Biden’s Americans Jobs Plan was the primary theme on the Sunday morning talk shows as Senate Republicans took the limelight in voicing opposition to the plan, calling it a “:corporate-rate increase they say will hold back job creation,” reports Aviation Pros.
National Economic Council Director Brian Deese spent time Sunday morning with “Fox News Sunday” anchor Chris Wallace, explaining the plan is a “one-time, eight-year capital investment” that tackles classic infrastructure projects like repairing bridges but also addresses the promotion of long-term job growth.
However, Wallace pressed Deese on the fact that while the plan is being called an infrastructure plan, most of the money in it goes to things not traditionally thought of as infrastructure. Wallace said Deese and the White House are “really stretching the word beyond all meaning.”
“I think we really need to update what we mean by infrastructure for the 21st century,” Deese replied. “If you look at that number on housing what we’re talking about is construction, building housing all around the country to help make sure that there are more affordable housing units for people to access jobs and access economic opportunity.”
Wallace was particularly interested in why the White House wants to spend hundreds of billions of dollars for housing and elderly and disabled care – which Wallace likened to “a social program” – saying it was not infrastructure.
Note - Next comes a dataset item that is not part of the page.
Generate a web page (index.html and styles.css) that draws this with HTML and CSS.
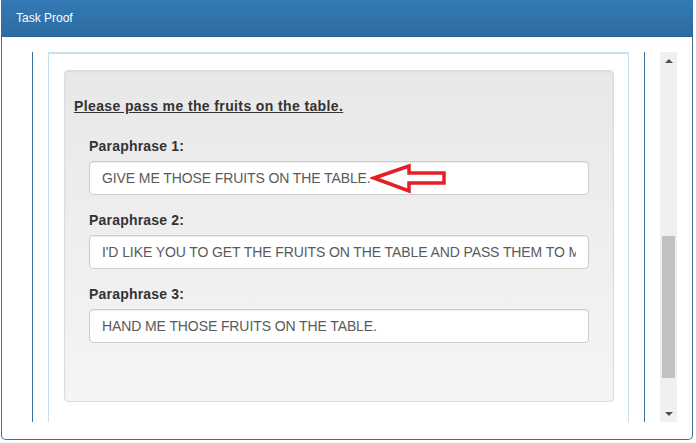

”Well, look, I think we really need to update what we mean by infrastructure for the 21st century,” Deese said, reports Politico.
Transportation Secretary Pete Buttigieg similarly defended the administration’s vision on ABC’s “This Week” after Sen. Roy Blunt (R-Mo.) suggested on the program that Democrats would be more apt to get bipartisan support for the plan if they narrowed the focus to what is considered “traditional infrastructure items.”
And then “the other 70 or so percent of the package that doesn’t have very much to do with infrastructure, if you want to force that in a partisan way, you could still do that,” he said.
Transportation Sec. Pete Buttigieg says “each passing day that our infrastructure crumbles, that hurts our economy and it puts our safety in danger.” pic.twitter.com/Rox3pH4HHt
— This Week (@ThisWeekABC) April 4, 2021
Buttigieg responded, saying that infrastructure is not just roads and bridges, adding that he would work on convincing Blunt that “electric vehicle charging infrastructure is absolutely a core part of how Americans are going to need to get around in the future.”
It all boils down to redefining what infrastructure means in our modern world. The very meaning of “infrastructure” needs a 21st-century makeover, said Cecilia Rouse, chair of the White House Council of Economic Advisers.
“It’s important that we upgrade our definition of infrastructure, one that meets the needs of a 21st-century economy, and that means we need to be funding and incentivizing those structures that allow us to maximize our economic activity,” Rouse said on CBS’ “Face the Nation.”
Biden's ambitious infrastructure package is projected to cost a whopping $2 trillion for taxpayers with just 5% going to infrastructure needs.